The climactic battle is inevitable and predictable, but nevertheless exciting and suspenseful. Because Justin has to train and learn rather than get assistance from magic or sidekicks, the movie sends a strong message to kids about seeking goals with hard work and no shortcuts.
Ilan Eskeri’s score is suitably sweeping to buoy the action and breathtaking visuals; a handful of contemporary tunes recall the tunes in Treasure Planet. While incongruous to the storybook setting, the songs are not intrusive. Had this film begun at 16:45, one ballad that provides a “heart moment” would not slow the film at all, but would only make the viewer more invested in Justin’s situation.
Watch Justin and the Knights of Valor from the beginning and it’s a passable diversion with technical issues that are hard to ignore. But watch it from 16:45 and it becomes a more solid film in which its shortcomings are overshadowed by the brisk pace, nicely balanced character interaction, and—while still not an A-lister by any stretch—a handsome and engaging entertainment.
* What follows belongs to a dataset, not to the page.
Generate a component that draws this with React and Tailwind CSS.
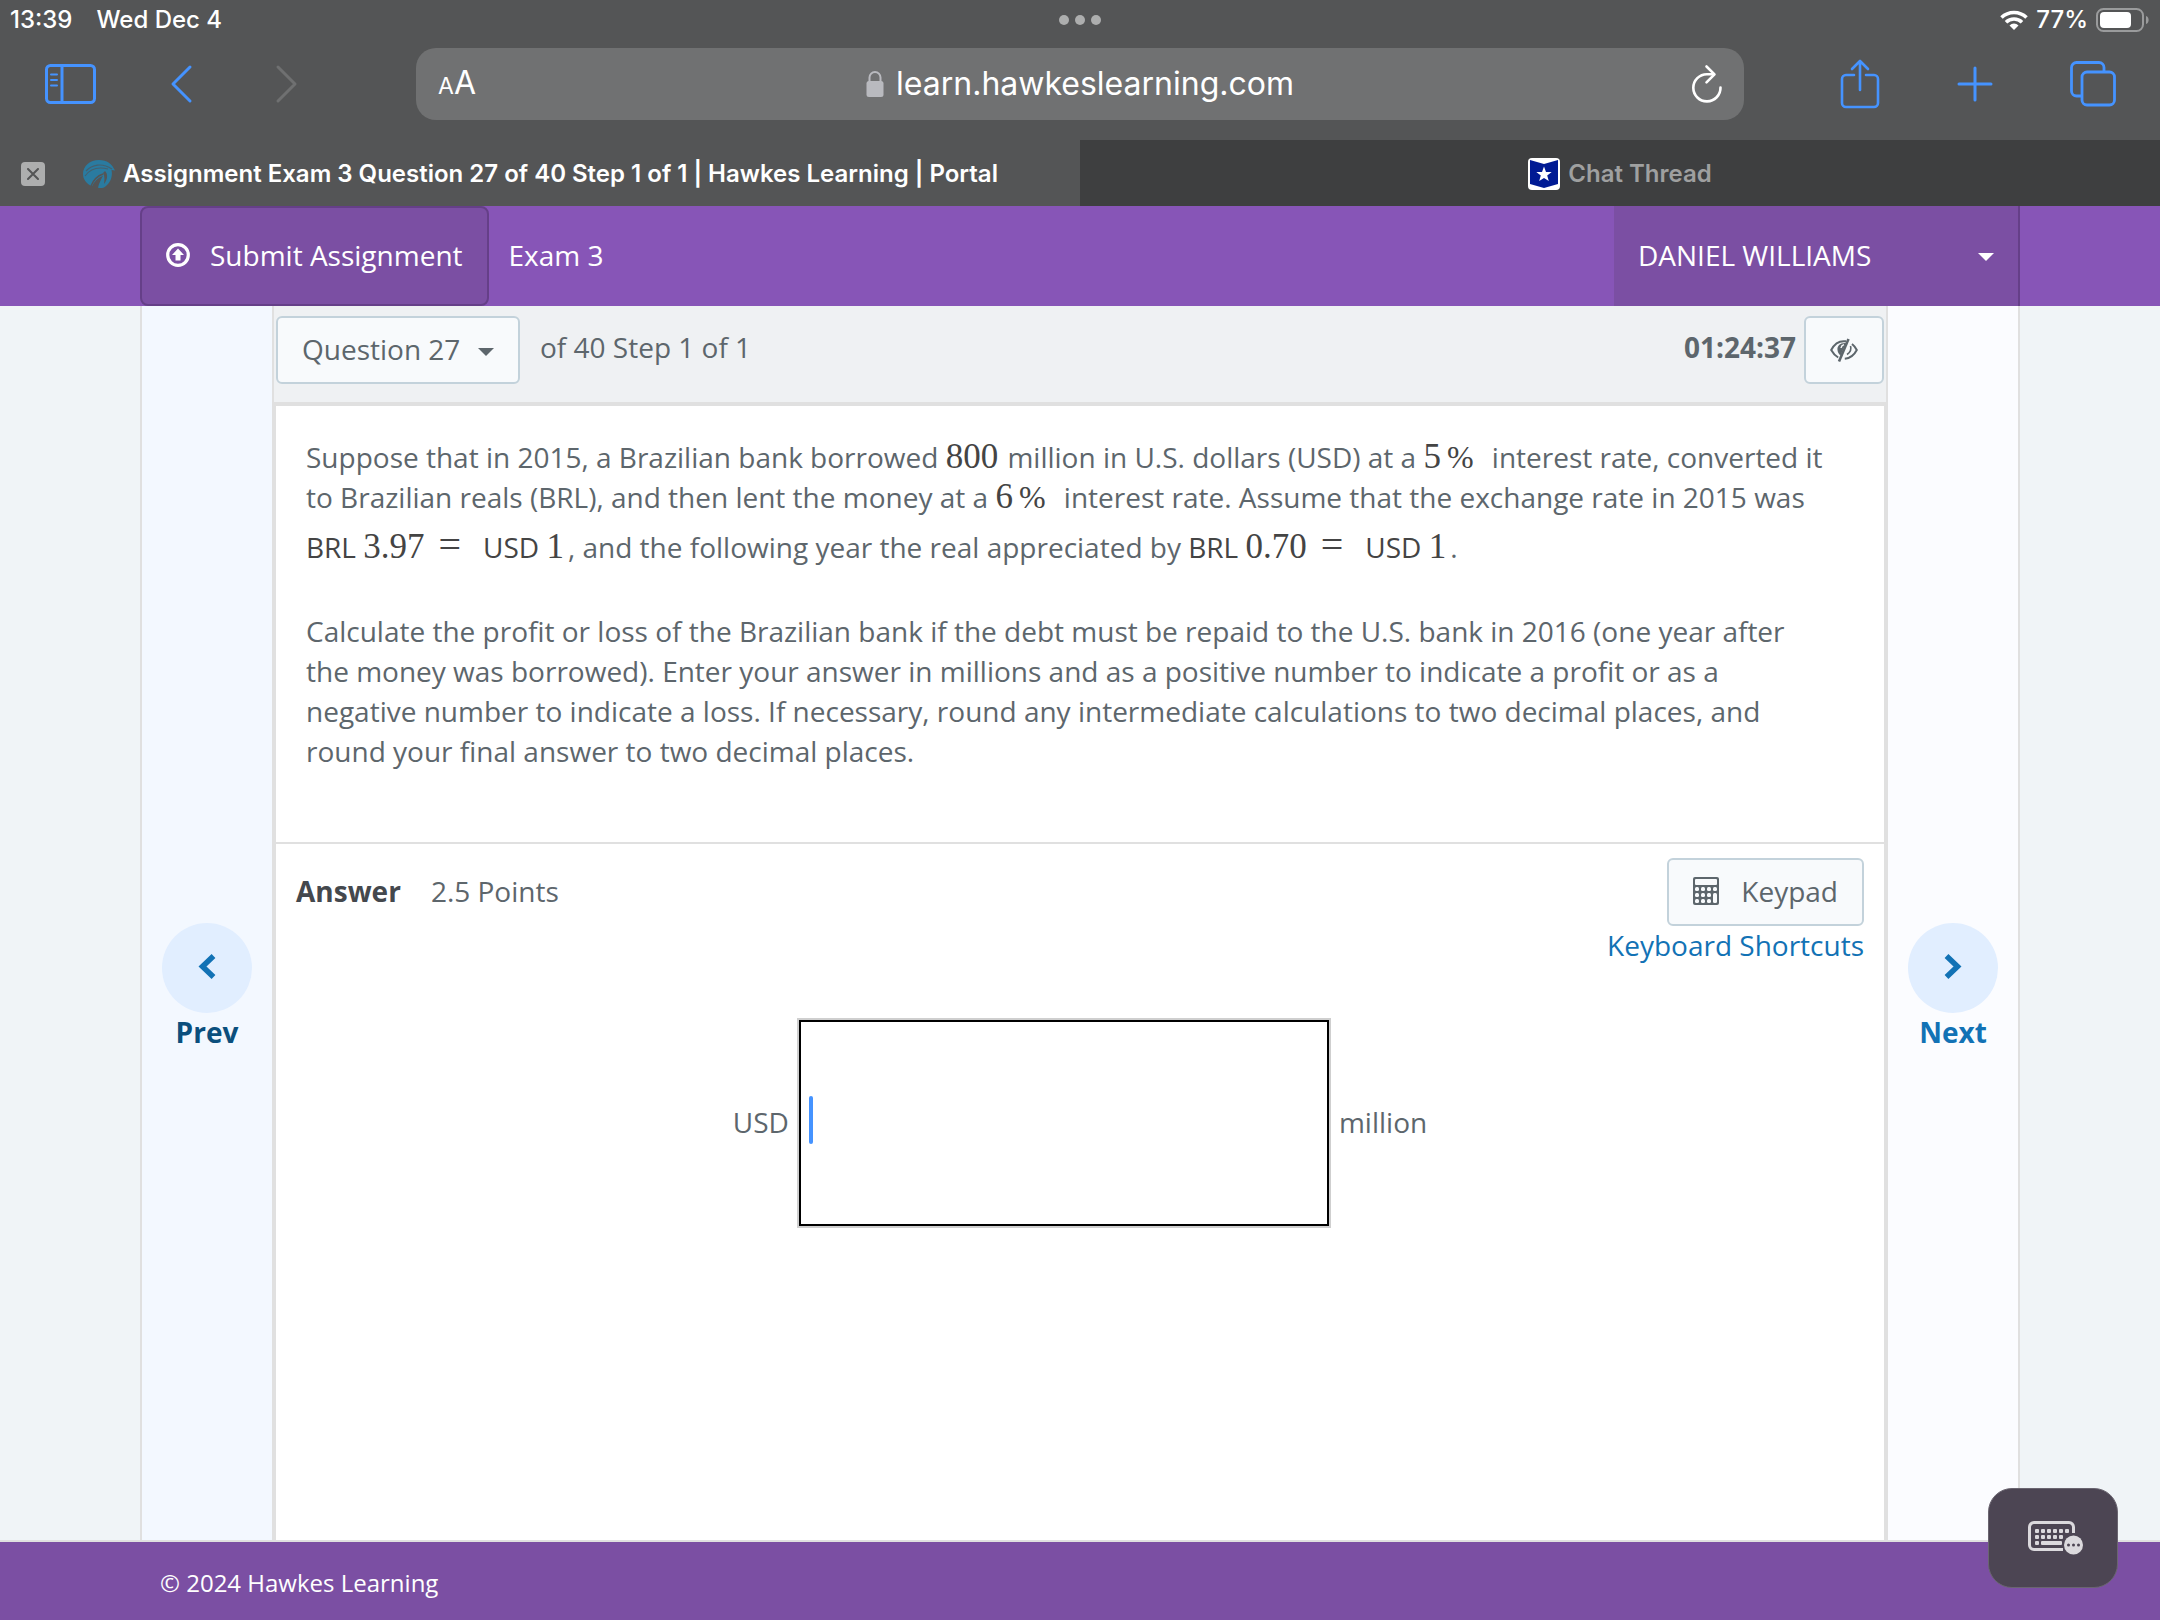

Blu-ray REVIEW: Toy Story of TERROR!
Posted on Aug 19 2014 by Greg
When you start to play your Toy Story of TERROR! disc, be sure to choose to watch it with
the commercials. You’ll be glad you did. This was an ABC TV special last
year—the first Pixar TV special ever—and it was constructed to break for
commercials. So for the Blu-ray, Pixar included the ones they created
especially for the show.
Sure, this is a great for Halloween watching, complete with a cheesy
black-and-white Saturday drive-in style movie (love that puff of smoke!), but
it’s also year round fun for Toy Story fans, as it could be thought of as an
unofficial “sequel" to Toy Story. Many of the characters introduced in that
film are here again, and they get more screen time, like Mr. Pricklepants, the
self-appointed movie expert (you can almost see Marshall McLuhan making a cameo
to contradict him, á la Annie Hall).
The 22 minutes focus mostly on Jessie, which is welcome. She’s a character
with a lot of layers and audience empathy. Who among would want to be shut into
a suitcase or box? The others characters are supportive in their various ways.
One just wants to watch them do things together for as long as possible.
In this story, they find themselves at a creepy old motel with a manager
hiding creepy secrets, but don’t worry about it being kid-friendly, it’s not
Psycho, though nods to numerous suspense conventions abound. There’s a lot
packed into this special.
The three Toy Story Toons included on the Blu-ray alone are worth having,
since they in effect are follow-ups to the Toy Story films. Michael Keaton and
Jodi Benson walk away with “Hawaiian Vacation,” Rex gets his time to shine in “Partysaurus
Rex” (a stunner in high-def), and the characters have to grapple with their
happy meal identities in “Small Fry.” Everything in this package is highly
The original movie voices are here, including Tom Hanks, Tim
Allen, Joan Cusack and Don Rickles, plus Carl Weathers voicing Combat Carl, a
G.I. Joe type action figure with the fierce intensity of Liam Neeson (“Hurry!
There’s no time!”) and the tendency to speak in third person like Regis
Philbin likes to.
DVD REVIEW: Disneynature Bears
Posted on Aug 19 2014 by Greg
It’s a good idea to keep the Disneynature videos handy when someone in the house says, “There’s nothing good on TV for the kids!” This one is sure thing to please everyone, as it has big and little fluffy bears. They fight occasionally and the mother breast feeds (just in case seeing bear boobies on TV are a concern) but the experts and filmmakers explain in the bonus features that bears get a bad rap for being nothing else but fierce killers.
While they’re not Yogi and Boo-Boo either, the bears we get to know in this gorgeous film are intelligent, strategic, loving, focused and loaded with personality. While this film follows the Disney True-Life Adventures tradition of attaching a narrative to the edited footage, nothing is bogus. You spend a year with a mother and her female and male cubs as they travel the rugged but pictaresque Alaskan countryside in a quest for salmon—settling for other, less substantial foods along the way, and getting into tangles with predators, including bears like them whose hunger drives them to the brink of killing their own species.
The cubs are so adorable and the mother so devoted, this is a fine movie to watch together. As the narrator, John C. Reilly maintains a jaunty, gently humorous tone, interjecting facts so seamlessly that it doesn’t come off as dry and lecture-y. (One wonders how much of his “just a guy watching the movie with you guys” style narration is improvised.)
It’s likely that anyone watch Bears is going to say, perhaps more than once, “How did they film that?” There is a bonus feature with that name, along with other short docs about the bears, the filming and the rough terrain trodden by the movie crew.
Most fascinating is that the filming rarely took place a great distance from the bears. Within the protective boundaries of the sprawling preserve, the bears were never hunted or threatened by humans so were very comfortable being around people, as long as the skilled guides kept them calm off camera and the crew’s food was contained (more of this is explained on one of the bonus features). Jane Goodall even makes an appearance, visiting the crew and guides during their expedition.
Disneynature is an outstanding, spectacular and highly entertaining series of films. Bears is a worthy addition to the library.